Meson-python could bundle up all files installed anywhere within prefix, or just the ones that are in the datadir subset. I'm not sure what the answer should be.

We do, after all, agree that wheel "data" doesn't really specify what it should mean, regardless of how well defined its install scheme key defines the output directory pathname.

eli-schwartz commented 8 months ago

What do other build backed do?

Setuptools is the only other build system that I happen to know offhand supports it. And setuptools requires you to list files as "data files: collection of paths that may or may not not begin with a forward slash, and if they begin with a forward slash then you cannot use pep517 because it will just arbitrarily do something that makes no sense, and if they begin without a forward slash, and should be installed to /usr/share/foo.txt, then define the path as share/foo.txt".

As part of setuptools' general move to stop worrying about being a build system for python software and start being an interchangeable widget "for installing libraries and cli entrypoints" indistinguishable from any other build backend, they've (soft?) deprecated their support for the wheel "data" scheme because they don't want to deal with people trying to use it and then wondering why Linux GUI software installed in a virtualenv doesn't have any Desktop Menu integration, icon schemes, mimetypes, or man pages and cannot be used at all. Personally, I think the answer is that people should stop using virtualenvs, but what do I know. :shrug:

rgommers commented 8 months ago

There is almost no practical use other than to have files in {distribution}-{version}.data/data/share/ but that is beside the point.
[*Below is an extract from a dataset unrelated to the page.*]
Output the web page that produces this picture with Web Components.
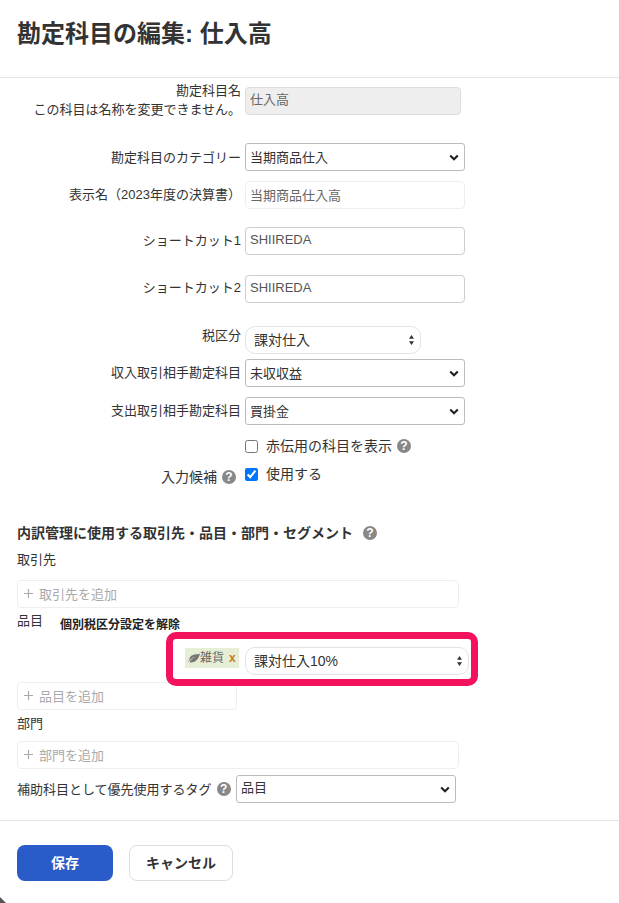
<!DOCTYPE html>
<html lang="ja">
<head>
<meta charset="utf-8">
<title>勘定科目の編集</title>
<style>
html,body{margin:0;padding:0;background:#fff;}
body{font-family:"Liberation Sans","Noto Sans CJK JP",sans-serif;color:#333;font-size:13px;}
</style>
</head>
<body>
<account-dialog>
  <span slot="title">勘定科目の編集: 仕入高</span>

  <form-row style="--mt:3px;--ctrl-top:6px">
    <span slot="label">勘定科目名<br>この科目は名称を変更できません。</span>
    <ui-input value="仕入高" width="216" disabled></ui-input>
  </form-row>
  <form-row style="--mt:24px;--label-top:5px">
    <span slot="label">勘定科目のカテゴリー</span>
    <ui-select value="当期商品仕入"></ui-select>
  </form-row>
  <form-row style="--mt:10px;--label-top:4px">
    <span slot="label">表示名（2023年度の決算書）</span>
    <ui-input value="当期商品仕入高" width="220" soft></ui-input>
  </form-row>
  <form-row style="--mt:18px;--label-top:4px">
    <span slot="label">ショートカット1</span>
    <ui-input value="SHIIREDA" width="220"></ui-input>
  </form-row>
  <form-row style="--mt:20px;--label-top:3px">
    <span slot="label">ショートカット2</span>
    <ui-input value="SHIIREDA" width="220"></ui-input>
  </form-row>
  <form-row style="--mt:23px">
    <span slot="label">税区分</span>
    <ui-select value="課対仕入" width="176" round></ui-select>
  </form-row>
  <form-row style="--mt:5px;--label-top:4px">
    <span slot="label">収入取引相手勘定科目</span>
    <ui-select value="未収収益"></ui-select>
  </form-row>
  <form-row style="--mt:10px;--label-top:4px">
    <span slot="label">支出取引相手勘定科目</span>
    <ui-select value="買掛金"></ui-select>
  </form-row>
  <form-row style="--mt:9px">
    <ui-check>赤伝用の科目を表示<help-dot slot="after"></help-dot></ui-check>
  </form-row>
  <form-row style="--mt:4px;--label-top:6px;--label-size:14px">
    <span slot="label">入力候補<help-dot style="margin:0 5px 0 5px"></help-dot></span>
    <ui-check checked>使用する</ui-check>
  </form-row>

  <section-title>内訳管理に使用する取引先・品目・部門・セグメント<help-dot slot="after"></help-dot></section-title>
  <plain-label style="--mt:7px">取引先</plain-label>
  <tag-box style="--mt:11px">取引先を追加</tag-box>

  <item-head></item-head>
  <tax-override></tax-override>
  <tag-box width="220" style="--mt:-4px">品目を追加</tag-box>
  <plain-label style="--mt:4px">部門</plain-label>
  <tag-box style="--mt:8px">部門を追加</tag-box>
  <priority-row></priority-row>

  <button-bar></button-bar>
</account-dialog>

<script>
function def(name, html, init){
  customElements.define(name, class extends HTMLElement{
    constructor(){
      super();
      const r=this.attachShadow({mode:'open'});
      r.innerHTML=html;
    }
    connectedCallback(){ if(init) init(this,this.shadowRoot); }
  });
}

const chevron='<svg class="arrow" style="margin-right:1px" width="10" height="7" viewBox="0 0 10 7" aria-hidden="true"><path d="M1.2 1.4 5 5.2l3.8-3.8" fill="none" stroke="#222" stroke-width="2.1"/></svg>';
const updown='<svg class="arrow" width="5" height="10" viewBox="0 0 5 10" aria-hidden="true"><path d="M2.5 0 5 3.8H0zM2.5 10 0 6.2h5z" fill="#333"/></svg>';

def('account-dialog',`
<style>
:host{display:block;width:619px;height:903px;position:relative;overflow:hidden;background:#fff;}
header{box-sizing:content-box;height:60px;padding:17px 17px 0;border-bottom:1px solid #e5e5e5;}
h2{margin:0;font:bold 24px/34px "Liberation Sans","Noto Sans CJK JP",sans-serif;color:#333;}
.corner{position:absolute;left:0;bottom:0;width:6px;height:6px;background:#555;clip-path:polygon(0 0,0 100%,100% 100%);}
</style>
<header><h2><slot name="title"></slot></h2></header>
<slot></slot>
<div class="corner"></div>`);

def('form-row',`
<style>
:host{display:grid;grid-template-columns:241px auto;column-gap:4px;align-items:start;margin-top:var(--mt,0);}
.l{text-align:right;font-size:var(--label-size,13px);line-height:19px;padding-top:var(--label-top,0);color:#333;white-space:nowrap;}
.c{padding-top:var(--ctrl-top,0);display:flex;}
</style>
<div class="l"><slot name="label"></slot></div><div class="c"><slot></slot></div>`);

def('ui-input',`
<style>
:host{display:block;}
.f{box-sizing:border-box;height:28px;padding:0 4px;line-height:24px;font-size:13px;color:#555;background:#fff;border:1px solid #ccc;border-radius:4px;white-space:nowrap;}
.f.disabled{background:#eee;border-color:#ddd;color:#666;}
.f.soft{border-color:#eee;line-height:28px;color:#666;}
</style>
<div class="f"></div>`,(h,r)=>{
  const f=r.querySelector('.f');
  f.textContent=h.getAttribute('value');
  f.style.width=h.getAttribute('width')+'px';
  if(h.hasAttribute('disabled'))f.classList.add('disabled');
  if(h.hasAttribute('soft'))f.classList.add('soft');
});

def('ui-select',`
<style>
:host{display:block;}
.s{box-sizing:border-box;width:220px;height:28px;display:flex;align-items:center;justify-content:space-between;padding:0 4px 0 4px;font-size:13px;color:#333;background:#fff;border:1px solid #bbb;border-radius:3px;white-space:nowrap;}
.s.round{padding:0 6px 0 8px;font-size:14px;border-color:#e3e3e3;border-radius:10px;}
.arrow{display:block;flex:none;}
.a{display:block;}
.v{display:block;margin-top:-2px;}
</style>
<div class="s"><span class="v"></span><span class="a"></span></div>`,(h,r)=>{
  const s=r.querySelector('.s');
  r.querySelector('.v').textContent=h.getAttribute('value');
  const round=h.hasAttribute('round');
  r.querySelector('.a').innerHTML=round?updown:chevron;
  if(round)s.classList.add('round');
  if(h.hasAttribute('width'))s.style.width=h.getAttribute('width')+'px';
});

def('help-dot',`
<style>
:host{display:inline-block;vertical-align:1px;width:14px;height:14px;border-radius:50%;background:#888;color:#fff;font:bold 12px/14px "Liberation Sans",sans-serif;text-align:center;}
</style>?`);

def('ui-check',`
<style>
:host{display:flex;align-items:center;height:24px;font-size:14px;line-height:20px;color:#333;white-space:nowrap;}
input{margin:0 8px 0 0;width:13px;height:13px;accent-color:#0075ff;flex:none;}
::slotted(help-dot){margin-left:5px;}
</style>
<input type="checkbox" aria-label="option"><slot></slot><slot name="after"></slot>`,(h,r)=>{
  r.querySelector('input').checked=h.hasAttribute('checked');
});

def('section-title',`
<style>
:host{display:flex;align-items:center;margin:36px 0 0 17px;font-weight:bold;font-size:14px;line-height:20px;color:#333;white-space:nowrap;}
::slotted(help-dot){margin-left:10px;}
</style>
<slot></slot><slot name="after"></slot>`);

def('plain-label',`
<style>:host{display:block;margin:var(--mt,0) 0 0 17px;font-size:13px;line-height:19px;color:#333;}</style><slot></slot>`);

def('tag-box',`
<style>
:host{display:block;margin:var(--mt,0) 0 0 17px;}
.b{box-sizing:border-box;width:442px;height:28px;padding:0 6px 2px;display:flex;align-items:center;gap:6px;border:1px solid #eee;border-radius:4px;font-size:13px;color:#aaa;background:#fff;white-space:nowrap;}
svg{display:block;flex:none;}
</style>
<div class="b"><svg width="9" height="9" viewBox="0 0 9 9" aria-hidden="true"><path d="M4.5 0v9M0 4.5h9" stroke="#aaa" stroke-width="1.2" fill="none"/></svg><span><slot></slot></span></div>`,(h,r)=>{
  if(h.hasAttribute('width'))r.querySelector('.b').style.width=h.getAttribute('width')+'px';
});

def('item-head',`
<style>
:host{display:flex;align-items:flex-start;margin:3px 0 0 17px;height:22px;}
.n{font-size:13px;line-height:19px;color:#333;width:43px;}
.a{font-size:12px;font-weight:bold;line-height:18px;padding-top:5px;color:#222;white-space:nowrap;}
</style>
<span class="n">品目</span><span class="a">個別税区分設定を解除</span>`);

def('tax-override',`
<style>
:host{display:block;margin:-1px 0 0 166px;width:312px;height:54px;position:relative;}
.row{display:flex;align-items:flex-start;box-sizing:border-box;height:54px;padding:15px 0 0 19px;}
.tag{box-sizing:border-box;width:54px;height:20px;margin:1px 6px 0 0;display:flex;align-items:center;background:#e6efd6;color:#666;font-size:12px;line-height:20px;padding-left:3px;white-space:nowrap;}
.tag svg{flex:none;display:block;}
.x{color:#c9792b;font-weight:bold;font-size:12px;margin-left:5px;font-family:"Liberation Sans",sans-serif;}
.mark{position:absolute;inset:0;box-sizing:border-box;border:7px solid #f3125c;border-radius:10px;pointer-events:none;}
</style>
<div class="row">
  <span class="tag"><svg width="12" height="10" viewBox="0 0 12 10" aria-hidden="true"><path d="M0 9.6C1.4 7 3.6 5 7 3.8 4.4 5.4 2.6 7 1.6 9.2 4.6 9.8 9.8 9.4 12 .6 9 2 2.4.4 1.2 6.4.7 7.4.3 8.5 0 9.6z" fill="#777"/></svg>雑貨<span class="x">x</span></span>
  <ui-select value="課対仕入10%" width="224" round></ui-select>
</div>
<div class="mark"></div>`);

def('priority-row',`
<style>
:host{display:flex;align-items:flex-start;margin:6px 0 0 17px;font-size:13px;line-height:19px;color:#333;white-space:nowrap;}
.l{padding-top:5px;width:219px;}
help-dot{margin-left:5px;}
.s{box-sizing:border-box;width:220px;height:28px;display:flex;align-items:flex-start;justify-content:space-between;padding:1px 5px 0 4px;border:1px solid #bbb;border-radius:3px;line-height:22px;}
svg{margin-top:9px;display:block;}
</style>
<span class="l">補助科目として優先使用するタグ<help-dot></help-dot></span>
<div class="s"><span>品目</span><svg width="10" height="7" viewBox="0 0 10 7" aria-hidden="true"><path d="M1.2 1.4 5 5.2l3.8-3.8" fill="none" stroke="#222" stroke-width="2.1"/></svg></div>`);

def('button-bar',`
<style>
:host{display:flex;gap:16px;margin-top:17px;padding:24px 17px 0;border-top:1px solid #e5e5e5;}
div{box-sizing:border-box;height:36px;border-radius:8px;font-weight:bold;font-size:14px;line-height:36px;text-align:center;}
.p{width:96px;background:#2a5cc9;color:#fff;}
.c{width:104px;background:#fff;color:#333;border:1px solid #ddd;line-height:34px;}
</style>
<div class="p">保存</div><div class="c">キャンセル</div>`);
</script>
</body>
</html>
There's more uses, e.g. mkl (and mkl-devel, mkl-include) use this to install to <prefix>/lib and <prefix>/include. And pybind11-global installs to both <prefix>/include and <prefix>/share.

Virtualenvs are a headache indeed - on the one hand I'm not a fan, but on the other hand if we start supporting this we may give users something that doesn't work as they expect on Windows nor with virtualenvs. There are still use cases left then (e.g., I'm using mkl from PyPI in a Linux CI job myself), but it's a double-edged sword.